Wednesday, May 7, 2008

Incorporation


Next week I'll be performing a show twice daily down at the World Financial Center, under the auspices of The Women's Project. The show is called Corporate Carnival, and is much as it sounds -- a sort of carnival (though more circus) celebration (though more satire) of corporate America (though more capitalist America at large). It will be performing in the "Winter Garden" section, May 14 - 16, showtimes at 1:00 and 7:00, and the 15th thrice, the previous times plus a 4:00. We earn our money over there at The Women's Project, fo' sho'.


The show itself is interesting to me for a return to collaborative creation and my status within it. I'm one of a sort of inconsequential chorus called "The Temps." We burst through between main acts with commercial-like interruptions, and supplement the other actors' "scenes." We're also on stage even when we're "backstage," owing to the nature of our staging the show in an open area, and we're all responsible for developing a "greenshow" act. Greenshow acts are sort of a roving warm-up before the main stage begins, especially useful in this format because they get people's attention by adhering to a busking style. So we're doing all that (see above "fo' sho'"), but our additions to the show itself are not necessarily especially skilled. I'm stilting for one commercial, but for the most part the Temps' contributions aren't particularly physically demanding. In spite of the many circumstantial similarities between this project and the work of Cirque Boom and Kirkos (particularly Cirque Boom's Circus of Vices and Virtues, in which I played a stilt-walking businessman), they're very different in that regard.


I've had to create a lot of self-generated output recently. So much, in fact, that today I began to worry for the first time if I wasn't just recycling and regurgitating. This is due in part to hammering out an outline for a potential performance piece (pah pah pah) for Italy, under the auspices of Zuppa del Giorno. I took the three archetypal clowns we portrayed in Silent Lives, and bits and sequences from all our shows (Zuppa-related or no), added a dash of some of my favorite stage conventions and voilĂ ! A . . . show! Of sorts! I kind of hate it! But the idea is that we'll all get into a room together soon (somehow) and develop it, or something that doesn't resemble it in the slightest. Not sure which one I'm hoping for at this point.
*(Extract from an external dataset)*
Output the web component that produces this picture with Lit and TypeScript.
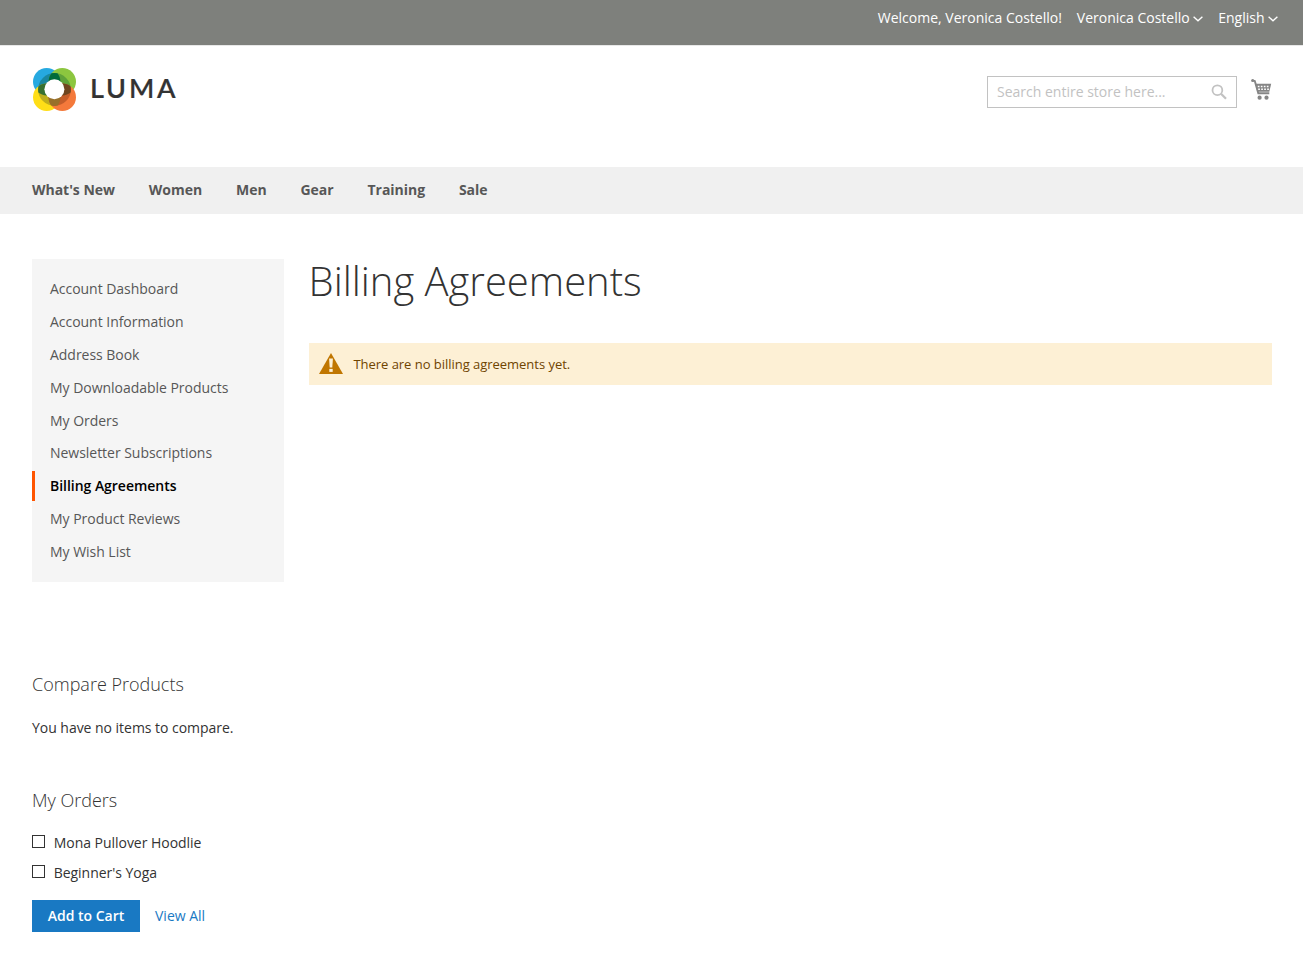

Sludging through this effort reminded me of working on my clown film (see 3/27/08), in that I was writing out actions more than words, trying to tell a story through humorous, true deeds and bits. It was also reminiscent of the film in that I was frequently stuck, trying to figure out how to go on from a given point, and I've been feeling pretty stuck on the film script as well. It seems that once Our Hero (this is what I've been calling the clown character in the script) gets out of Central Park, I have very little direction for him. And now, after a couple of weeks of contributing to generate original scenes for Corporate Carnival, I have to develop a greenshow act for it, and I'm drawing blank. It's a little like I've run out of gas. Cough! Cough! Sputtterrrrr . . .


Yet on Sunday (see 5/5/08), with eager and communicative collaborators, the ideas were flowing like gasoline in the 1990s. Perhaps what I need to do is engage in dialogue with someone who is inclined to be energetic about this kind of thing. Perhaps, too, I need to just get out of my mind and into my body. That was definitely a key element in Sunday's successful creation. This block may be entirely symptomatic, in fact, of a period of relative creative isolation of late. I started writing the clown film when I was between day jobs, and there were no theatre commitments, and very little energy on my part going into find them. At the time I viewed my individual effort as reclaiming a little of my work for myself (as part of my process of dealing with letting go of As Far As We Know [see 1/15/08]), and so it was. Yet it was also a retreat.


That's the nice thing about work. As long as you're doing it, you're working.